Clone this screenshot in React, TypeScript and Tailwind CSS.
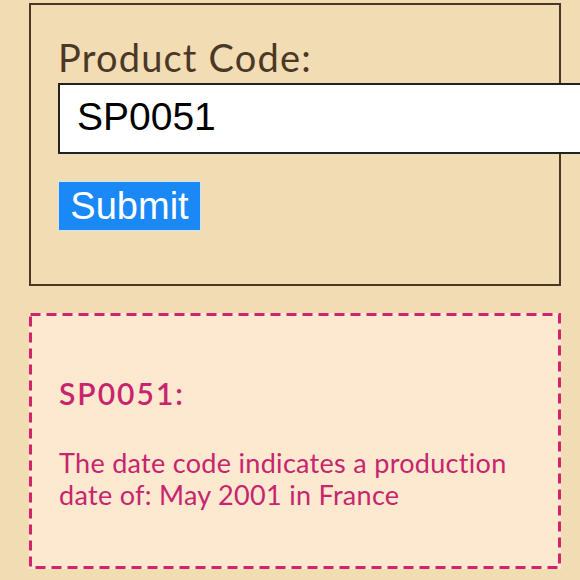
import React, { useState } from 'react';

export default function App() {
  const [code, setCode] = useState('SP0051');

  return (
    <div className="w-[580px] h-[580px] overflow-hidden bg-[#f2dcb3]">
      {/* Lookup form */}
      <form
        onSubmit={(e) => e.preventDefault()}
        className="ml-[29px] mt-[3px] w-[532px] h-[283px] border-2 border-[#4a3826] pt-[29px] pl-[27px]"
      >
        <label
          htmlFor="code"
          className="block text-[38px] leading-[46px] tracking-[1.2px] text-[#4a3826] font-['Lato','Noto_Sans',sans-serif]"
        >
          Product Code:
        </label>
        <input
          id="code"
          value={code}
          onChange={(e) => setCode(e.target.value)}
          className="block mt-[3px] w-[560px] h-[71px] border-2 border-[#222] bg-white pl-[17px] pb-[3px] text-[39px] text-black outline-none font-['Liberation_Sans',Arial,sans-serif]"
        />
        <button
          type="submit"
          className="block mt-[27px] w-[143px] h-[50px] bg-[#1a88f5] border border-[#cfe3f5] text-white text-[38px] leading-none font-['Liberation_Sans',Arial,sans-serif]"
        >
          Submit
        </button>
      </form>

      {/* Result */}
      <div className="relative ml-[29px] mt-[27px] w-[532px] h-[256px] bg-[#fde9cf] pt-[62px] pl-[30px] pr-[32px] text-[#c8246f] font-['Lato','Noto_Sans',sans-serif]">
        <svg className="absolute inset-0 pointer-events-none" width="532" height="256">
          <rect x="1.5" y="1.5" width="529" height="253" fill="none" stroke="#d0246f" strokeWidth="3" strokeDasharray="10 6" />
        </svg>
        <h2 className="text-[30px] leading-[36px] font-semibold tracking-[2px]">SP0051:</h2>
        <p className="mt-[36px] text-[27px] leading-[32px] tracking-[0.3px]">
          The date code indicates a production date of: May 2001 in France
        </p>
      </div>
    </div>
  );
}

:::::

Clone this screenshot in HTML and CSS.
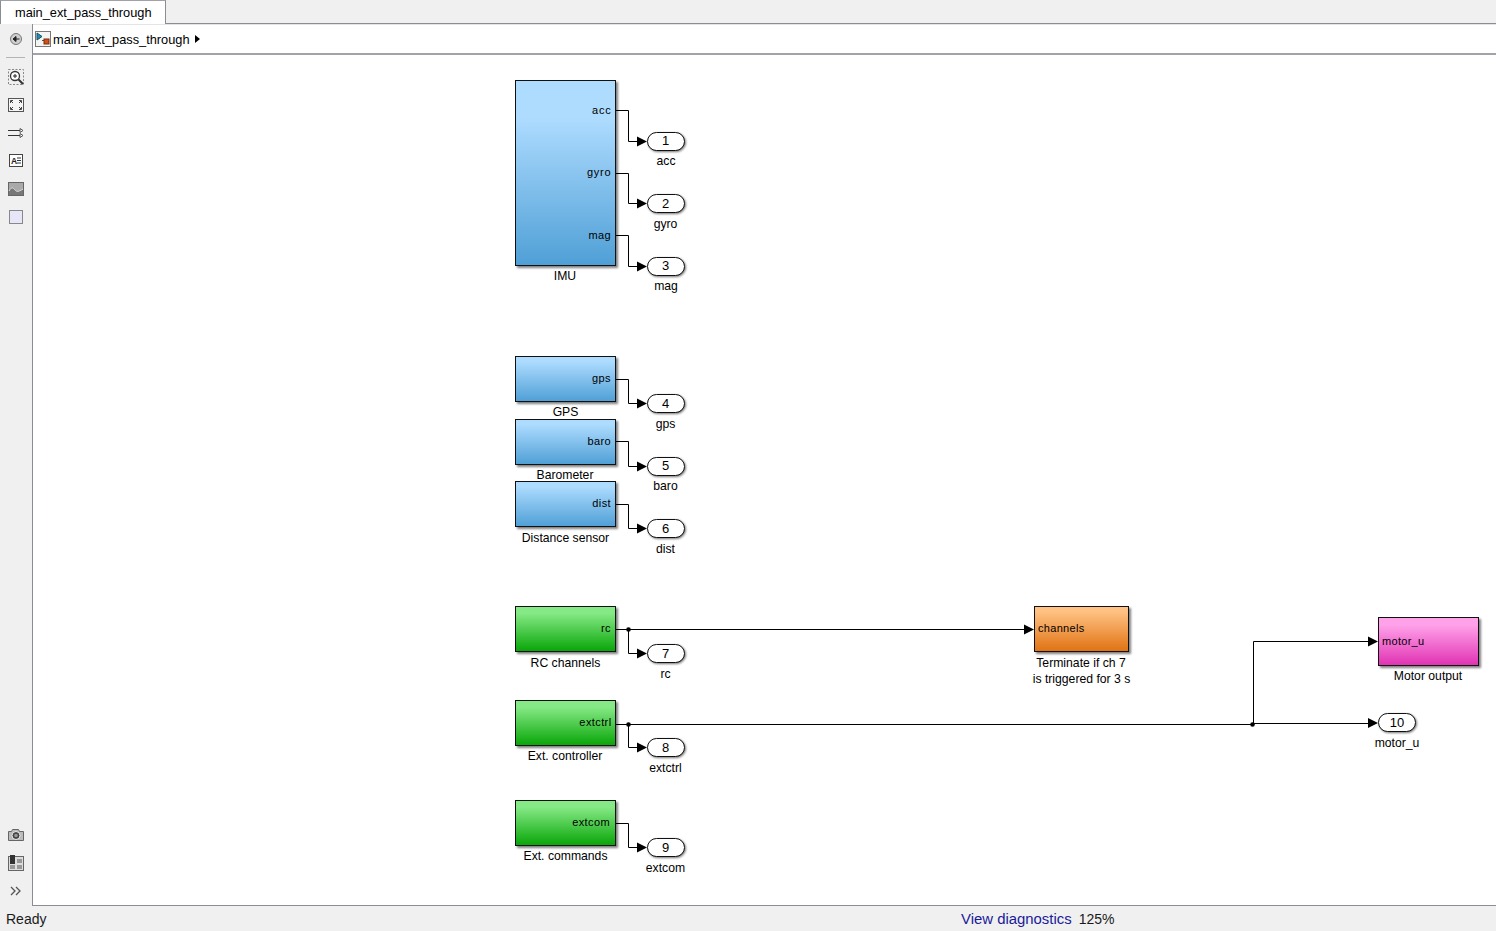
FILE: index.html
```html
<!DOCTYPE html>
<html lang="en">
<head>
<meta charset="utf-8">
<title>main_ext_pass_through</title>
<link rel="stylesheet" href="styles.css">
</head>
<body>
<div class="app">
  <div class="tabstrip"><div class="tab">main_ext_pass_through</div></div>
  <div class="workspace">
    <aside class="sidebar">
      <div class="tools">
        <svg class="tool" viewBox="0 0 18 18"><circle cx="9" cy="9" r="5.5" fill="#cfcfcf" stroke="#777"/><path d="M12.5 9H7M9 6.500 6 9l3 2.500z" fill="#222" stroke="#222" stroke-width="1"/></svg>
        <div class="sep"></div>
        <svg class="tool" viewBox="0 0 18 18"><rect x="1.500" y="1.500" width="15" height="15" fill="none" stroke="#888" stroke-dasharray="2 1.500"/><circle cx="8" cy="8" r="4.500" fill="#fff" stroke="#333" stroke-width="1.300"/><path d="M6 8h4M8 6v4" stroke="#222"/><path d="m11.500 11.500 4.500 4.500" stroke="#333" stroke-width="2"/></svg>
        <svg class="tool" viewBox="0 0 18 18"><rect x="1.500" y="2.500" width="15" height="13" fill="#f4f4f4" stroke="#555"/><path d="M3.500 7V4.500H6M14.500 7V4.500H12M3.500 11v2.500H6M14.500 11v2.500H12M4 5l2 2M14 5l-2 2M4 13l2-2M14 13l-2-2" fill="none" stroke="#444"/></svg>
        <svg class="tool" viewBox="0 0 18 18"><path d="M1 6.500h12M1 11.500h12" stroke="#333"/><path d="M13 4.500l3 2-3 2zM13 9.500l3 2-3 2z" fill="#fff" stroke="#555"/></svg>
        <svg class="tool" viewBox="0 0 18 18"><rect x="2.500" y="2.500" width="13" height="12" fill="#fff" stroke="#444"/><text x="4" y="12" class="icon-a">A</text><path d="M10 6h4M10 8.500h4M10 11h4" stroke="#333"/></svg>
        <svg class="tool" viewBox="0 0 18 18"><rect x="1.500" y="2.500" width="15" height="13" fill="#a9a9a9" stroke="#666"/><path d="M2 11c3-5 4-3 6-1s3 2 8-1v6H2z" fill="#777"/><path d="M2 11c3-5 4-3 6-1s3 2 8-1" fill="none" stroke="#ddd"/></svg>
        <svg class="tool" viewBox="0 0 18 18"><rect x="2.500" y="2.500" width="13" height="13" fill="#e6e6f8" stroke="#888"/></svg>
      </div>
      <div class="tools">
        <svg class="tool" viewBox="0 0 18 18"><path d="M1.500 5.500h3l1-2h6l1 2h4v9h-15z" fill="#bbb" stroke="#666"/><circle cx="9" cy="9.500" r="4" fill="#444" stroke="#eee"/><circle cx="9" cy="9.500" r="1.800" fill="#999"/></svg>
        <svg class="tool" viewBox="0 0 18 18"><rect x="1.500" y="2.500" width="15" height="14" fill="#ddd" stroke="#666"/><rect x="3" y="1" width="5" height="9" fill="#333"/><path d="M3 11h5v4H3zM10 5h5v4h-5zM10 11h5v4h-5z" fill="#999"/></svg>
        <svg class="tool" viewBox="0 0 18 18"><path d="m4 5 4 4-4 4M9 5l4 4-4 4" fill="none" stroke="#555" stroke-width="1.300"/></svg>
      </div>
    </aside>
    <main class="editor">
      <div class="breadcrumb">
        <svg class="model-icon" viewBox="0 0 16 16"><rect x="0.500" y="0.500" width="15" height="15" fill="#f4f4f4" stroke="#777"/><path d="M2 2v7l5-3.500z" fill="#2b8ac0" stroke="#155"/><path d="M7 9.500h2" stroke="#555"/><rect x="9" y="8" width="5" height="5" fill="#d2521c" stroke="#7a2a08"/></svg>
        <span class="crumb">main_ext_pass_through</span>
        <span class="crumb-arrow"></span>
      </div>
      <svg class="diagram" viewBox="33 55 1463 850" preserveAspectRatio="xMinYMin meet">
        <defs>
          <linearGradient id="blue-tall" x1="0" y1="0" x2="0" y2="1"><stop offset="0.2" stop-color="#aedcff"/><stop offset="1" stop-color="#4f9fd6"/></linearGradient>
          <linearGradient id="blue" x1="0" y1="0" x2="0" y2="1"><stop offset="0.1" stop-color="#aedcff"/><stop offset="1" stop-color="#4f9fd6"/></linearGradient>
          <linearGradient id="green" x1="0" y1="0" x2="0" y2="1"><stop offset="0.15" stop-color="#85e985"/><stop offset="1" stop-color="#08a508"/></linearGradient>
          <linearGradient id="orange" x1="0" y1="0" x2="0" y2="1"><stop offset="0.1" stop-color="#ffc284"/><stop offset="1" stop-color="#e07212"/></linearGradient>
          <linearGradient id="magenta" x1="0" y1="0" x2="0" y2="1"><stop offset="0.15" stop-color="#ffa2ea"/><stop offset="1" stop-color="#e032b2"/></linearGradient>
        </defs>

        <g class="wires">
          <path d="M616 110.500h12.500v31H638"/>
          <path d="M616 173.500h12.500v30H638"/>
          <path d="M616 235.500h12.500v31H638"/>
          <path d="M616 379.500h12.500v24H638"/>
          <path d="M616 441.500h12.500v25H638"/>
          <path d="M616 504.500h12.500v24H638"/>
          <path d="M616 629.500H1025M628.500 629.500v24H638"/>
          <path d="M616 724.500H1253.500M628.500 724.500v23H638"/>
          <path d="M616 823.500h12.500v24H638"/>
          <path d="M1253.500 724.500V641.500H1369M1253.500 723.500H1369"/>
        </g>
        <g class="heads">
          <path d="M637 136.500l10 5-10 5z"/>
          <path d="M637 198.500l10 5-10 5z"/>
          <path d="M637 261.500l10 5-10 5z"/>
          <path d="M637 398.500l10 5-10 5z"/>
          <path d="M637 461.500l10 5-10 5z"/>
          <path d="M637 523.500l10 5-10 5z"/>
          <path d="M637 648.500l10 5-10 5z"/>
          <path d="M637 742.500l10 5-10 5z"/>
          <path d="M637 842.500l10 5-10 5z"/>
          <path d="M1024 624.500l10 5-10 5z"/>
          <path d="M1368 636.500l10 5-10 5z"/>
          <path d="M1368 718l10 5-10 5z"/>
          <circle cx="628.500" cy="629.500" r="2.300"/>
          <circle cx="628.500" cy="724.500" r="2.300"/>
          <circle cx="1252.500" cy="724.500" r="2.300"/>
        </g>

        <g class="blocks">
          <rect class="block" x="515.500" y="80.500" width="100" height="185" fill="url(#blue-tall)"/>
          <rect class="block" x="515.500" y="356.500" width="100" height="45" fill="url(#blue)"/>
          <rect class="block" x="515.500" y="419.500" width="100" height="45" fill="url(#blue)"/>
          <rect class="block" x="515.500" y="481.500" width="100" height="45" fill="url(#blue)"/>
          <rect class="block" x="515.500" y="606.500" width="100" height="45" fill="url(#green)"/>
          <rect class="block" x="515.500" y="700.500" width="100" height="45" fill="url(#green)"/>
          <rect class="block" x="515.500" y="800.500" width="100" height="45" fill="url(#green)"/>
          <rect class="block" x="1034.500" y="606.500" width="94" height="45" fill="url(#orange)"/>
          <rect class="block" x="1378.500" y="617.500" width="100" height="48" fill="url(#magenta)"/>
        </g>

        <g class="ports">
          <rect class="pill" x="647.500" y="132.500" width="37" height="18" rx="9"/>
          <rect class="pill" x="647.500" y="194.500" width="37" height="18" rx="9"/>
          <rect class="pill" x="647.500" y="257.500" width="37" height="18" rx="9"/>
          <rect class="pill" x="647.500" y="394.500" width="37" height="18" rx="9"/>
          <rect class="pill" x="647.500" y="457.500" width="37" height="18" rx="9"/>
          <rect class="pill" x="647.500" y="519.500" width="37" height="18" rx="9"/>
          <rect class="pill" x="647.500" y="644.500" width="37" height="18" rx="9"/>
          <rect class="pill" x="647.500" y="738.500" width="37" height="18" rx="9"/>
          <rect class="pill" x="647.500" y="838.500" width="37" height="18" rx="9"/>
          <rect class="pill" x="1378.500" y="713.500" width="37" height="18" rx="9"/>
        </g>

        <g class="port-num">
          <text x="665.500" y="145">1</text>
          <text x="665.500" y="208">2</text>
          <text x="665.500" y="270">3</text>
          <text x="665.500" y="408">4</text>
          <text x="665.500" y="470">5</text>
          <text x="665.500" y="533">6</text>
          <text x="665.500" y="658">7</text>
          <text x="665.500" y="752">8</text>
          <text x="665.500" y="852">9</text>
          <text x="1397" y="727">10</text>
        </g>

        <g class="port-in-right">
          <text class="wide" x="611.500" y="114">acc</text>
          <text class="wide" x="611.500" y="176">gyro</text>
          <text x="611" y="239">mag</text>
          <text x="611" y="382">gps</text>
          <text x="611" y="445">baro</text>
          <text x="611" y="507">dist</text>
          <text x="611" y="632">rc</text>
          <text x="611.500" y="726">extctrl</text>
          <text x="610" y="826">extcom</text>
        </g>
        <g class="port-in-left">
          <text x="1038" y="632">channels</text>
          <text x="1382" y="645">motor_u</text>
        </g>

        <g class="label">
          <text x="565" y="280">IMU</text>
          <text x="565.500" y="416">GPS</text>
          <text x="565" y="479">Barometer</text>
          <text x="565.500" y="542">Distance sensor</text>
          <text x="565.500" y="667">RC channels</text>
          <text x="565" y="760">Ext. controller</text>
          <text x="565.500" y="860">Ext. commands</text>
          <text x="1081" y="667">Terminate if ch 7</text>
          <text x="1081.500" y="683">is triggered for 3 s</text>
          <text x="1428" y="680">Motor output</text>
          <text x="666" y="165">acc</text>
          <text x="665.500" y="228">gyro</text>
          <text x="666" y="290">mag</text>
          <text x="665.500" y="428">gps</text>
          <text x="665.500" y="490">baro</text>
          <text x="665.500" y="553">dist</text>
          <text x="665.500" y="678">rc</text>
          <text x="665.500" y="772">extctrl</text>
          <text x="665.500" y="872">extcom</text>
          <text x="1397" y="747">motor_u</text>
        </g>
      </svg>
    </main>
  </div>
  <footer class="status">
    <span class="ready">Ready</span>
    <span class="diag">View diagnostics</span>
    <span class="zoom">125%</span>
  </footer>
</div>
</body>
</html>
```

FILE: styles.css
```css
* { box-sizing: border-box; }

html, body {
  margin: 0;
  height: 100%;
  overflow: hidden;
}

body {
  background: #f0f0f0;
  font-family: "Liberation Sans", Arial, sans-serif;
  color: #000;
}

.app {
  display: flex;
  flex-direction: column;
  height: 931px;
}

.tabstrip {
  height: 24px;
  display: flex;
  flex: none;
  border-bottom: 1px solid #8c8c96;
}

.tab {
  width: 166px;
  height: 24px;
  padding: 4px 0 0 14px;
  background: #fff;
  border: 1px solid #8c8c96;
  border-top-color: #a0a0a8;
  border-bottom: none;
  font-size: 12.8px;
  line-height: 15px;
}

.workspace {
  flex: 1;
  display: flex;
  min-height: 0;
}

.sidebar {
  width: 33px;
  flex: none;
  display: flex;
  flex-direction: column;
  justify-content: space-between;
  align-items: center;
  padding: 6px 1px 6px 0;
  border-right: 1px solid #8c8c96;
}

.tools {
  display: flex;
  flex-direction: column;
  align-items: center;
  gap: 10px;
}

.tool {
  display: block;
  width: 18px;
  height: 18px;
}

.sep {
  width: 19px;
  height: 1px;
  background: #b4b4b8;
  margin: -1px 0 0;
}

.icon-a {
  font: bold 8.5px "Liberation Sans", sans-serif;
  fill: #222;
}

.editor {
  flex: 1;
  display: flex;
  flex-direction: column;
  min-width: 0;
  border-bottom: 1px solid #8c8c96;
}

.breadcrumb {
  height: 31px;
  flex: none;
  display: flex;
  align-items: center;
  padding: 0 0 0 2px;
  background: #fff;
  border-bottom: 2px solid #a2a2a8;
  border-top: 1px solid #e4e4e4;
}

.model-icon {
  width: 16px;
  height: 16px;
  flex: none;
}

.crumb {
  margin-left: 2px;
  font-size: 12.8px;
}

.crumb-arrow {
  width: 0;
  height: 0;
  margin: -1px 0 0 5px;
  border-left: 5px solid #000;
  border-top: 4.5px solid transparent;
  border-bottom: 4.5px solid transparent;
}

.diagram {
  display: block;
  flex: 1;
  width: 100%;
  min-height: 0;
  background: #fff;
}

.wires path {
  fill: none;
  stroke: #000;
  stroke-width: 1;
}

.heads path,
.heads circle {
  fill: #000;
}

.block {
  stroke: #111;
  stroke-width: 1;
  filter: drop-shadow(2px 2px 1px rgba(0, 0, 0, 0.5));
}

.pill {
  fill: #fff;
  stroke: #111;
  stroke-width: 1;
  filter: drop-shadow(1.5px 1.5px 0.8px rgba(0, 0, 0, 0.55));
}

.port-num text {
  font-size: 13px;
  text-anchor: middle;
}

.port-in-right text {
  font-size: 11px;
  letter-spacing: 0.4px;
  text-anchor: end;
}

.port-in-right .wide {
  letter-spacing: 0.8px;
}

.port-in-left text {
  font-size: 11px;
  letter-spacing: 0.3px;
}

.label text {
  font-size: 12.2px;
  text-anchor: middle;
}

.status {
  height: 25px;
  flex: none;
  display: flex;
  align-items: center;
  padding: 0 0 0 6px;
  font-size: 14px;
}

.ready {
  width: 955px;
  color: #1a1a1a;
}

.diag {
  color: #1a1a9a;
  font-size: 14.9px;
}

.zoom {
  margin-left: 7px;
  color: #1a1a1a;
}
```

:::::

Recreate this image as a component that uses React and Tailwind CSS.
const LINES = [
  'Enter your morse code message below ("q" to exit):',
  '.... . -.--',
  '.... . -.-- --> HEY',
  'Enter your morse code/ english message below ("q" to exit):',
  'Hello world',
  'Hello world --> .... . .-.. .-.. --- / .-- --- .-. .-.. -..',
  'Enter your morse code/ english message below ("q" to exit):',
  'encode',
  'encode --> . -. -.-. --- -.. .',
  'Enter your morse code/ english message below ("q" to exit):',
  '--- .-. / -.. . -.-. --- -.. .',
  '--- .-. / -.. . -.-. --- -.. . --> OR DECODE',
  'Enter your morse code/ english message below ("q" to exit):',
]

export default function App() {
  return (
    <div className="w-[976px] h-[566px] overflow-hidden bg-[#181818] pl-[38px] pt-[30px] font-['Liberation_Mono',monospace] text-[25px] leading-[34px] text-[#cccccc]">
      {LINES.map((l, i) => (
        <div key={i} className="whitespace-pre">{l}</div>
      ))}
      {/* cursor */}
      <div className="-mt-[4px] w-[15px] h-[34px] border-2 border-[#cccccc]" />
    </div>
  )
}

:::::

**Problem:**
Say how many lines above contain the string "React". Answer with the number only.

**Expected answer:**
3